Home | About | Sematext search-lucene.com search-hadoop.com
NEW: Monitor These Apps!
elasticsearch, apache solr, apache hbase, hadoop, redis, casssandra, amazon cloudwatch, mysql, memcached, apache kafka, apache zookeeper, apache storm, ubuntu, centOS, red hat, debian, puppet labs, java, senseiDB
 Search Hadoop and all its subprojects:

Switch to Threaded View
HBase >> mail # user >> HBase (BigTable) many to many with students and courses


Copy link to this message
-
Re: HBase (BigTable) many to many with students and courses

On May 29, 2012, at 1:24 PM, Em wrote:

>> But you're trading time & space at write time for extremely fast
>> speeds at write time.
> You ment "extremely fast speeds at read time", don't you?
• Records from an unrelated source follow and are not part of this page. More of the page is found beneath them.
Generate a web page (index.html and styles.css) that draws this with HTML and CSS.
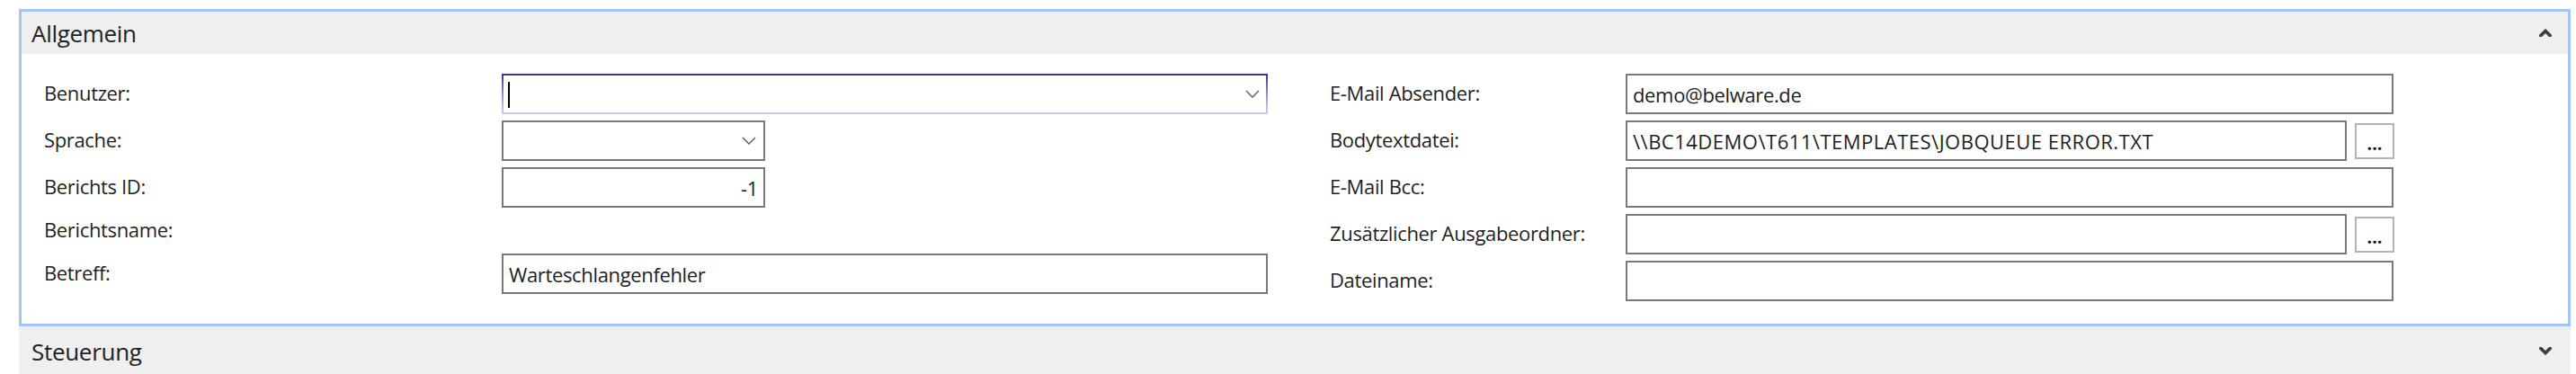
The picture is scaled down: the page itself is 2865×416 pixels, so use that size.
FILE: index.html
```html
<!DOCTYPE html>
<html lang="de">
<head>
<meta charset="utf-8">
<title>Allgemein</title>
<link rel="stylesheet" href="styles.css">
</head>
<body>
<div class="page">
  <section class="group expanded">
    <div class="group-header">
      <span class="group-title">Allgemein</span>
      <svg class="group-chevron" viewBox="0 0 14 9" width="14" height="9"><polyline points="1.8,7.6 7,2.4 12.2,7.6" /></svg>
    </div>
    <div class="group-body">
      <div class="col col-left">
        <div class="row">
          <span class="label">Benutzer:</span>
          <div class="input combo focused wide"><span class="caret"></span><svg class="dd" viewBox="0 0 16 9" width="16" height="9"><polyline points="1,1 8,8 15,1" /></svg></div>
        </div>
        <div class="row">
          <span class="label">Sprache:</span>
          <div class="input combo small"><svg class="dd" viewBox="0 0 16 9" width="16" height="9"><polyline points="1,1 8,8 15,1" /></svg></div>
        </div>
        <div class="row">
          <span class="label">Berichts ID:</span>
          <div class="input small numeric">-1</div>
        </div>
        <div class="row short">
          <span class="label">Berichtsname:</span>
        </div>
        <div class="row">
          <span class="label">Betreff:</span>
          <div class="input wide">Warteschlangenfehler</div>
        </div>
      </div>
      <div class="col col-right">
        <div class="row">
          <span class="label">E-Mail Absender:</span>
          <div class="input full">demo@belware.de</div>
        </div>
        <div class="row">
          <span class="label">Bodytextdatei:</span>
          <div class="input-group">
            <div class="input grow path">\\BC14DEMO\T611\TEMPLATES\JOBQUEUE ERROR.TXT</div>
            <span class="browse">...</span>
          </div>
        </div>
        <div class="row">
          <span class="label">E-Mail Bcc:</span>
          <div class="input full"></div>
        </div>
        <div class="row">
          <span class="label">Zusätzlicher Ausgabeordner:</span>
          <div class="input-group">
            <div class="input grow"></div>
            <span class="browse">...</span>
          </div>
        </div>
        <div class="row">
          <span class="label">Dateiname:</span>
          <div class="input full"></div>
        </div>
      </div>
    </div>
  </section>
  <section class="group collapsed">
    <div class="group-header">
      <span class="group-title">Steuerung</span>
      <svg class="group-chevron" viewBox="0 0 14 9" width="14" height="9"><polyline points="1.8,1.4 7,6.6 12.2,1.4" /></svg>
    </div>
  </section>
</div>
</body>
</html>
```

FILE: styles.css
```css
html, body {
  margin: 0;
  padding: 0;
  background: #ffffff;
}

body {
  font-family: "Open Sans", "Noto Sans", sans-serif;
  color: #1e1e1e;
}

.page {
  width: 2838px;
  padding: 10px 0 0 21px;
}

.group {
  box-sizing: border-box;
  width: 2838px;
}

.group.expanded {
  border: 3px solid #a2c6f7;
}

.group-header {
  display: flex;
  align-items: center;
  justify-content: space-between;
  background: #efefef;
  font-size: 26px;
  color: #222222;
  letter-spacing: -0.3px;
}

.expanded .group-header {
  height: 47px;
  padding: 0 18px 0 11px;
}

.collapsed .group-header {
  height: 53px;
  padding: 2px 21px 0 14px;
  box-sizing: border-box;
}

.group-chevron polyline {
  fill: none;
  stroke: #3f3f3f;
  stroke-width: 3.6;
  stroke-linecap: square;
  stroke-linejoin: miter;
}

.group-body {
  display: flex;
  gap: 69px;
  padding: 22px 0 25px 25px;
}

.col {
  display: flex;
  flex-direction: column;
  gap: 7px;
}

.col-left {
  width: 1361px;
}

.col-right {
  width: 1183px;
}

.row {
  display: flex;
  align-items: center;
  height: 45px;
}

.row.short {
  height: 37px;
}

.label {
  font-size: 22px;
  letter-spacing: -0.35px;
  color: #1f1f1f;
  flex: none;
  margin-top: -3px;
}

.col-left .label {
  width: 509px;
}

.col-right .label {
  width: 329px;
}

.input {
  box-sizing: border-box;
  height: 45px;
  border: 2px solid #7a7a7a;
  background: #ffffff;
  display: flex;
  align-items: center;
  padding: 0 6px;
  font-size: 22px;
  letter-spacing: -0.35px;
  color: #1e1e1e;
  white-space: nowrap;
  overflow: hidden;
}

.input.path {
  letter-spacing: 0.5px;
}

.input.wide {
  width: 852px;
}

.input.small {
  width: 293px;
}

.input.full {
  width: 855px;
}

.input.numeric {
  justify-content: flex-end;
  padding-right: 6px;
}

.input.combo {
  padding-right: 7px;
}

.input.focused {
  border-style: solid;
  border-width: 2px;
  border-image: linear-gradient(to bottom, #3c3789, #9c98c8 55%, #cdc9e4) 1;
  padding-left: 5px;
}

.caret {
  display: block;
  width: 2px;
  height: 29px;
  background: #000000;
  margin-top: 1px;
}

.dd {
  margin-left: auto;
}

.dd polyline {
  fill: none;
  stroke: #6a6a6a;
  stroke-width: 1.6;
}

.input.small .dd {
  margin-right: 1px;
}

.input-group {
  display: flex;
  align-items: center;
  gap: 9px;
  width: 855px;
}

.input.grow {
  width: 802px;
}

.browse {
  box-sizing: border-box;
  width: 44px;
  height: 40px;
  border: 2px solid #b3b3b3;
  background: #ffffff;
  display: flex;
  align-items: flex-end;
  justify-content: center;
  padding-bottom: 5px;
  font-size: 20px;
  font-weight: 700;
  line-height: 1;
  color: #111111;
  letter-spacing: 0;
}
```
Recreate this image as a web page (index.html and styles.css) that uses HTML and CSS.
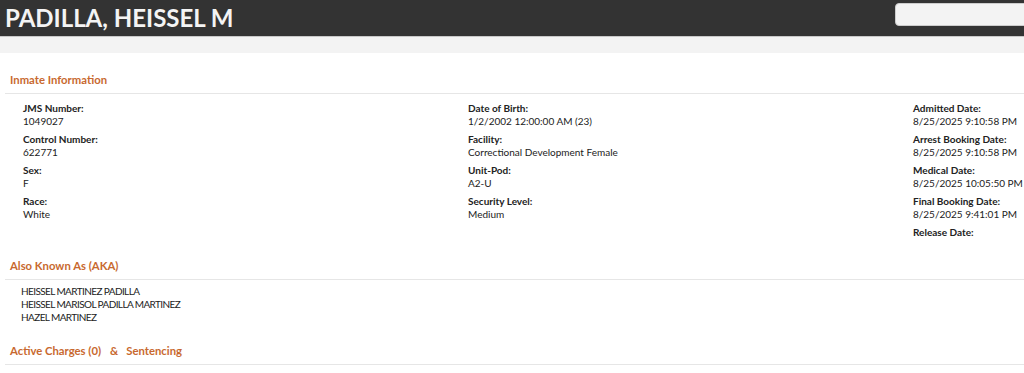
FILE: index.html
```html
<!DOCTYPE html>
<html lang="en">

<head>
    <meta charset="UTF-8">
    <meta name="viewport" content="width=device-width, initial-scale=1.0">
    <title>Inmate Details</title>

    <link rel="stylesheet" href="styles.css">
</head>

<body>
    <div class="topbar">
        <h1>PADILLA, HEISSEL M</h1>
        <input class="search" type="text">
    </div>
    <div class="subbar"></div>

    <div class="content">
        <div class="section-title">Inmate Information</div>
        <div class="info-grid">
            <div class="col">
                <div class="field"><div class="label">JMS Number:</div><div class="value">1049027</div></div>
                <div class="field"><div class="label">Control Number:</div><div class="value">622771</div></div>
                <div class="field"><div class="label">Sex:</div><div class="value">F</div></div>
                <div class="field"><div class="label">Race:</div><div class="value">White</div></div>
            </div>
            <div class="col">
                <div class="field"><div class="label">Date of Birth:</div><div class="value">1/2/2002 12:00:00 AM (23)</div></div>
                <div class="field"><div class="label">Facility:</div><div class="value">Correctional Development Female</div></div>
                <div class="field"><div class="label">Unit-Pod:</div><div class="value">A2-U</div></div>
                <div class="field"><div class="label">Security Level:</div><div class="value">Medium</div></div>
            </div>
            <div class="col">
                <div class="field"><div class="label">Admitted Date:</div><div class="value">8/25/2025 9:10:58 PM</div></div>
                <div class="field"><div class="label">Arrest Booking Date:</div><div class="value">8/25/2025 9:10:58 PM</div></div>
                <div class="field"><div class="label">Medical Date:</div><div class="value">8/25/2025 10:05:50 PM</div></div>
                <div class="field"><div class="label">Final Booking Date:</div><div class="value">8/25/2025 9:41:01 PM</div></div>
                <div class="field"><div class="label">Release Date:</div><div class="value"></div></div>
            </div>
        </div>

        <div class="section-title">Also Known As (AKA)</div>
        <div class="aka-list">
            <div>HEISSEL MARTINEZ PADILLA</div>
            <div>HEISSEL MARISOL PADILLA MARTINEZ</div>
            <div>HAZEL MARTINEZ</div>
        </div>

        <div class="section-title">Active Charges (0)<span class="amp">&amp;</span>Sentencing</div>
    </div>
</body>

</html>
```

FILE: styles.css
```css
* {
    box-sizing: border-box;
}

body {
    margin: 0;
    font-family: Lato, "Open Sans", sans-serif;
    color: #222;
    background-color: #fff;
}

.topbar {
    height: 37px;
    background-color: #333;
    border-bottom: 1px solid #c8c8c8;
    display: flex;
    justify-content: space-between;
    align-items: flex-start;
    overflow: hidden;
}

.topbar h1 {
    margin: 0;
    padding-left: 5px;
    font-size: 24px;
    font-weight: 700;
    line-height: 35px;
    color: #f4f4f4;
}

.search {
    width: 140px;
    height: 23px;
    margin-top: 3px;
    margin-right: -11px;
    border: 1px solid #ccc;
    border-radius: 4px;
    background-color: #f3f3f3;
}

.subbar {
    height: 16px;
    background-color: #f3f3f3;
}

.content {
    padding-left: 5px;
}

.section-title {
    padding: 20px 5px 6px;
    font-size: 11.3px;
    font-weight: 700;
    line-height: 14px;
    color: #c8692f;
    border-bottom: 1px solid #e6e6e6;
}

.amp {
    margin: 0 8px 0 9px;
}

.info-grid {
    display: grid;
    grid-template-columns: 445px 445px 1fr;
    padding: 8px 0 0 18px;
}

.field {
    margin-bottom: 5px;
    font-size: 10px;
    line-height: 13px;
}

.col .field:last-child {
    margin-bottom: 0;
}

.label {
    font-weight: 700;
}

.aka-list {
    padding: 5px 0 0 16px;
    font-size: 10px;
    line-height: 13px;
    letter-spacing: -0.6px;
}
```
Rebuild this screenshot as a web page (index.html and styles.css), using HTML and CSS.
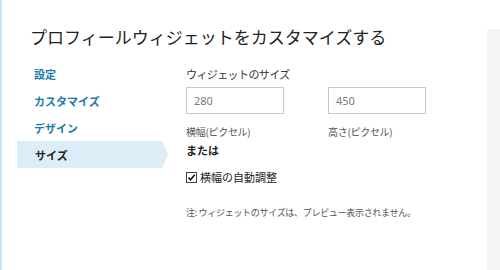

Ha, yes, thanks. That's what I meant.

> However this means that Sheldon has to do at least two requests to fetch
> his latest tweets.
> First: Get the latest columns (aka tweets) of his row and second do a
> multiget to fetch their content. Okay, that's more than one request but
> you get what I mean. Am I right?

Yup, unless you denormalize the tweet bodies as well--then you just read the current user's record and you have everything you need (with the downside of massive data duplication).

> Although I got this little overhead here, does read perform at low
> latency in a large scale environment? I think that a RDMBS has to do
> something equal, doesn't it?

Yes, but the relational DB has it all on one node, whereas in a distributed database, it's as many RPC calls as you have nodes, or something on the order of that (see Nicolas's explanation, which is better than mine).

The key difference is that that read access time for HBase is still constant when you have PB of data (whereas with a PB of data, the relational DB has long since fallen over). The underlying reason for that is that HBase basically took the top level of the seek operation (which is a fast memory access into the top node of a B+ tree, if you're talking about an RDBMS on one machine) and made it a cross machine lookup ("which server would have this data?"). So it's fundamentally a lot slower than an RDBMS, but still constant w/r/t your overall data size. If you remember your algorithms class, constant factors fall out when N gets larger, and you only care about the big O. :)

> Maybe it makes sense to have a desing of a key so that all the  relevant
> tweets for a user are placed at the same region?

Again, that works in a denormalized sense, where you lead each row key with the current user (the tweet recipient) and copy the tweets there. If you are saying that you'd somehow find a magic formula so that people who follow each other happen to be on the same region server, you can forget it. Facebook and Twitter have tried partitioning schemes like that for their social graph data, and found there's no magic boundaries, even countries. (I know, citation needed, and I can't find it just now, but I'm sure I read that somewhere. :) But it makes sense; I can follow anybody, anybody can follow me, so on average my followers and followees would be randomly sprayed across all region servers. I either denormalize stuff (so my row contains everything I need) or I commit to doing GETs to all other region servers when I need that data. And if I really need it to be low latency, it's not a winning bet to have every read spray across a lot of servers like that. (That's just my opinion, perhaps I'm wrong about that.)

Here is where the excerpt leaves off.